PROBLEM
Copy out all lines of the records in which the word "table" appears.

━━━ DATA PROVIDED ━━━

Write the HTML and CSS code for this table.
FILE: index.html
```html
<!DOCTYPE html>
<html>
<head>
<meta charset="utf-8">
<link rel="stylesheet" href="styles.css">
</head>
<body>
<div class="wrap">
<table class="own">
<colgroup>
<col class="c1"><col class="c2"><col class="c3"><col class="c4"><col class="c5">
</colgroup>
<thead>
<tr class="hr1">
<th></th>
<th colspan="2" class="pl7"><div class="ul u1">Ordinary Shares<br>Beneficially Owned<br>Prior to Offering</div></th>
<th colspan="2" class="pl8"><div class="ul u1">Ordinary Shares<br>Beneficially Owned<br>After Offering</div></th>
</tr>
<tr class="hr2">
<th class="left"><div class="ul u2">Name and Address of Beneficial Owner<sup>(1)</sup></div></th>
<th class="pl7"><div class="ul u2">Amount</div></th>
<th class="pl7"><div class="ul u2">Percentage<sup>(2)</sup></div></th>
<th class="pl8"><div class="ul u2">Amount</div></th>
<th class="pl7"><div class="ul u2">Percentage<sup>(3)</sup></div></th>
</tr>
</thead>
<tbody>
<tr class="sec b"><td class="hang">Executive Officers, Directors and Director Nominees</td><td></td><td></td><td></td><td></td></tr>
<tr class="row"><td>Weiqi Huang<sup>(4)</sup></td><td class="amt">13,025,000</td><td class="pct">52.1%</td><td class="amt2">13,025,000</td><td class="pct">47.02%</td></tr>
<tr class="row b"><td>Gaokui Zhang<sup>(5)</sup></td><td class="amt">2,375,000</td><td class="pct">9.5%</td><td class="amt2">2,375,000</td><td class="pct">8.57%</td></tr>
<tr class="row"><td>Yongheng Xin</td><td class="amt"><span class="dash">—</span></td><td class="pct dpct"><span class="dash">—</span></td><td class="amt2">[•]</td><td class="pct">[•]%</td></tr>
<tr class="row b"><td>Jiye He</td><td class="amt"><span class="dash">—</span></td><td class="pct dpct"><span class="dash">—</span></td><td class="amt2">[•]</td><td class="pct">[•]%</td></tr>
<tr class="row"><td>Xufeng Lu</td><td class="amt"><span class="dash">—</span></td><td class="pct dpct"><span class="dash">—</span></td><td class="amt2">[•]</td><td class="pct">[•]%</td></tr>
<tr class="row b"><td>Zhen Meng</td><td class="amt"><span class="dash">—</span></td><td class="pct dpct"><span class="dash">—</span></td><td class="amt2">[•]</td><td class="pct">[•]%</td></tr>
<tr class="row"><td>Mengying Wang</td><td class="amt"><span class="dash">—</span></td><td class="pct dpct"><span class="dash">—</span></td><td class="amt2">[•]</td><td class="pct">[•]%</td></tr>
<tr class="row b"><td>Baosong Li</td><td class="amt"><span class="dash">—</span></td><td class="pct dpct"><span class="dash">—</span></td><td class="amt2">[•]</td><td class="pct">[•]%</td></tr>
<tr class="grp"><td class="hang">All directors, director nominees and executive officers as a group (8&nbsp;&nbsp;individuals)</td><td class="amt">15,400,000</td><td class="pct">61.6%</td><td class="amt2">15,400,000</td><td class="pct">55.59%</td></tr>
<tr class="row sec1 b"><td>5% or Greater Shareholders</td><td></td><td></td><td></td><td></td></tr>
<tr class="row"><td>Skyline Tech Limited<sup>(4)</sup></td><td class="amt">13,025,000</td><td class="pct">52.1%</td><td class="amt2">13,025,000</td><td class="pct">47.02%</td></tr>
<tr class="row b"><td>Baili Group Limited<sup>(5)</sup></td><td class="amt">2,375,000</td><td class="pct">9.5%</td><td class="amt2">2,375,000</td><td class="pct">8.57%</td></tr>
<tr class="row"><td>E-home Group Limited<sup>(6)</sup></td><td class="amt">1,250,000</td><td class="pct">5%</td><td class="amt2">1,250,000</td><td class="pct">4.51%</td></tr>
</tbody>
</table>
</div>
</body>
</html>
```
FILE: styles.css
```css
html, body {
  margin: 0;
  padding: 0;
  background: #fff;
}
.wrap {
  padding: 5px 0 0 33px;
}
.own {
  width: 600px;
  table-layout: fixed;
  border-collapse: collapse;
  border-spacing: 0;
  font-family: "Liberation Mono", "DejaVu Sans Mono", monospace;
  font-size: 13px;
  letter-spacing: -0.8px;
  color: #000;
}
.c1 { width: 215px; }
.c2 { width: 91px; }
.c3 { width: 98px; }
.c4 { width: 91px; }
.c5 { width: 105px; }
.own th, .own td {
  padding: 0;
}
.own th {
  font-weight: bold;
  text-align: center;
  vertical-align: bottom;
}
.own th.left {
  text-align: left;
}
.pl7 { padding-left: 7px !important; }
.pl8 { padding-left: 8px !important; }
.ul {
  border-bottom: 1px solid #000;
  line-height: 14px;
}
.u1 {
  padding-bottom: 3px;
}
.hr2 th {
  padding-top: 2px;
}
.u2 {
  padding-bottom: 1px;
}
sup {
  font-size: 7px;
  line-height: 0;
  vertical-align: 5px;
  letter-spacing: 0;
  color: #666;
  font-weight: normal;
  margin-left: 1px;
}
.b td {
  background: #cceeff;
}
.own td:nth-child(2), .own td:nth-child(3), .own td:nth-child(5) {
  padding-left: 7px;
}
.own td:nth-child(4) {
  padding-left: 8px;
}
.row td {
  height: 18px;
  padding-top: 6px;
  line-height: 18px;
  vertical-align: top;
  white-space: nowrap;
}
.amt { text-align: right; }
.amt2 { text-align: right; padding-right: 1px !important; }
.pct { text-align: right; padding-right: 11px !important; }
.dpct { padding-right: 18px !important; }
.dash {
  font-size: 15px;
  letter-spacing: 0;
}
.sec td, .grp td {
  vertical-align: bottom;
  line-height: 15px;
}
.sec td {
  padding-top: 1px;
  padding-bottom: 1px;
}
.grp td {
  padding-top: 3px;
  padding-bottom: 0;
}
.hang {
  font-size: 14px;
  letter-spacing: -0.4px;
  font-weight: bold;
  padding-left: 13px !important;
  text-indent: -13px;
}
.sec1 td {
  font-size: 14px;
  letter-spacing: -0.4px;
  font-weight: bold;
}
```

━━━
━━━ DATA PROVIDED ━━━

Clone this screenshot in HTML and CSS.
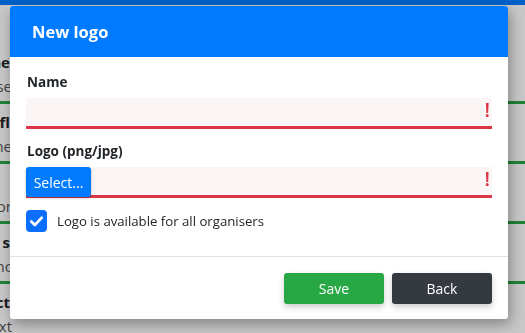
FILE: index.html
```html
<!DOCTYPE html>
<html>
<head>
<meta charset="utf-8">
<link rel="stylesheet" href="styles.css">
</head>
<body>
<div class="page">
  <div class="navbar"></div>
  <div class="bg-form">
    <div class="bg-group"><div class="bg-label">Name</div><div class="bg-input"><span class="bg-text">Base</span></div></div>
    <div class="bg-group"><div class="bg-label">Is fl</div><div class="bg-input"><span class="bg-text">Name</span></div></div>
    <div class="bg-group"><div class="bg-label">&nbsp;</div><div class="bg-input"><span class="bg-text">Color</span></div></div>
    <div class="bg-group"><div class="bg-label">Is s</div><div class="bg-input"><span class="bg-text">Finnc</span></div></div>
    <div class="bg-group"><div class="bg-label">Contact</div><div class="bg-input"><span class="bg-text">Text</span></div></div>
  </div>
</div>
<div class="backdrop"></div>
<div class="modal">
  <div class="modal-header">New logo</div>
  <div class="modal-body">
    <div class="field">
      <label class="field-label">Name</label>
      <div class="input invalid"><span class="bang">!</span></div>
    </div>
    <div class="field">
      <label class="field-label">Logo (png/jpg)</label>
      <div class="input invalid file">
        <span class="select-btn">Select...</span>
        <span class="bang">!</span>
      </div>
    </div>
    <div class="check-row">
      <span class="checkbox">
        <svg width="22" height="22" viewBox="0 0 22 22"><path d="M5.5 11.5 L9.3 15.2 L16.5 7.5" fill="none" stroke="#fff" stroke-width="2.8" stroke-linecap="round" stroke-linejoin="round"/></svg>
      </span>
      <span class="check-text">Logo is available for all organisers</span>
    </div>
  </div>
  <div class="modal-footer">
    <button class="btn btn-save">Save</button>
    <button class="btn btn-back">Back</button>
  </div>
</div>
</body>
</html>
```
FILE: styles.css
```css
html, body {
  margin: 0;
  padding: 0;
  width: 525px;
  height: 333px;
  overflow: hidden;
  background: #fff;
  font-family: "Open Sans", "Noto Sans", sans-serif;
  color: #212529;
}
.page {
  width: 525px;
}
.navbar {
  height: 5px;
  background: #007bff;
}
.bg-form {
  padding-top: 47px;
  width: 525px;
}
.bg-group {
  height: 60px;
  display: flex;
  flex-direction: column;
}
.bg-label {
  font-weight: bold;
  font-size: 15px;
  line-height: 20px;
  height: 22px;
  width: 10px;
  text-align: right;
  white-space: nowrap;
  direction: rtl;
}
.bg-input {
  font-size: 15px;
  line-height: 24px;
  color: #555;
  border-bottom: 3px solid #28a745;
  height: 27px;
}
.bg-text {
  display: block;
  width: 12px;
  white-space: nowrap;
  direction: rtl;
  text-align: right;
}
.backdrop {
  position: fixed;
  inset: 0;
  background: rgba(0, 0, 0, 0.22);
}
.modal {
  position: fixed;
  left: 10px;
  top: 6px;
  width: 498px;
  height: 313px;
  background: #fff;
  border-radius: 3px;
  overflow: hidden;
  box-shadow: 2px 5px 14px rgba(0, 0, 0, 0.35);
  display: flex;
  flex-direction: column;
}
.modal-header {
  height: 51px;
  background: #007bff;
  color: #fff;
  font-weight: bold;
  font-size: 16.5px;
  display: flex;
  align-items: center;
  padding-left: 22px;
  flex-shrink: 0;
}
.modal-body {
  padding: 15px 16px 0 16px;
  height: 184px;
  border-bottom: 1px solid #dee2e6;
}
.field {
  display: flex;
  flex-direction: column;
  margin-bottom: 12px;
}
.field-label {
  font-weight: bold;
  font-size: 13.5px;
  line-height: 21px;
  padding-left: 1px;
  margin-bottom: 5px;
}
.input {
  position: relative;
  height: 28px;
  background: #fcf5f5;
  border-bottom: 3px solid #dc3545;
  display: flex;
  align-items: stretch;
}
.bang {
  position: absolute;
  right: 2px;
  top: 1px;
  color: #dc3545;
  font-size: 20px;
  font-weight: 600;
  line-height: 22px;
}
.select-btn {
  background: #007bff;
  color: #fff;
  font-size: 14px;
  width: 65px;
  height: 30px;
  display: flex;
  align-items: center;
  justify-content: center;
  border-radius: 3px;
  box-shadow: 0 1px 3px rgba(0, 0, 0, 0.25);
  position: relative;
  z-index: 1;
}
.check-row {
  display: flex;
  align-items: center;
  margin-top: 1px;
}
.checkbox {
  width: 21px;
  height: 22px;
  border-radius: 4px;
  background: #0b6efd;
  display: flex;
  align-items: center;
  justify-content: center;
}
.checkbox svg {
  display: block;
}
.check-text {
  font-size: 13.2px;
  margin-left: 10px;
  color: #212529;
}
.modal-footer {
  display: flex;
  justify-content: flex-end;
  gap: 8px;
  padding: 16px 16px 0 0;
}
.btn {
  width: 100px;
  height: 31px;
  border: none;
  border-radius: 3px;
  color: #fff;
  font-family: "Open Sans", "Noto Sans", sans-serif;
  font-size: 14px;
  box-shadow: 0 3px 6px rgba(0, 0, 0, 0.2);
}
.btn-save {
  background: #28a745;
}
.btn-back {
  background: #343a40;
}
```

━━━

EXERCISE ANSWER
Write the HTML and CSS code for this table.
<table class="own">
</table>
  table-layout: fixed;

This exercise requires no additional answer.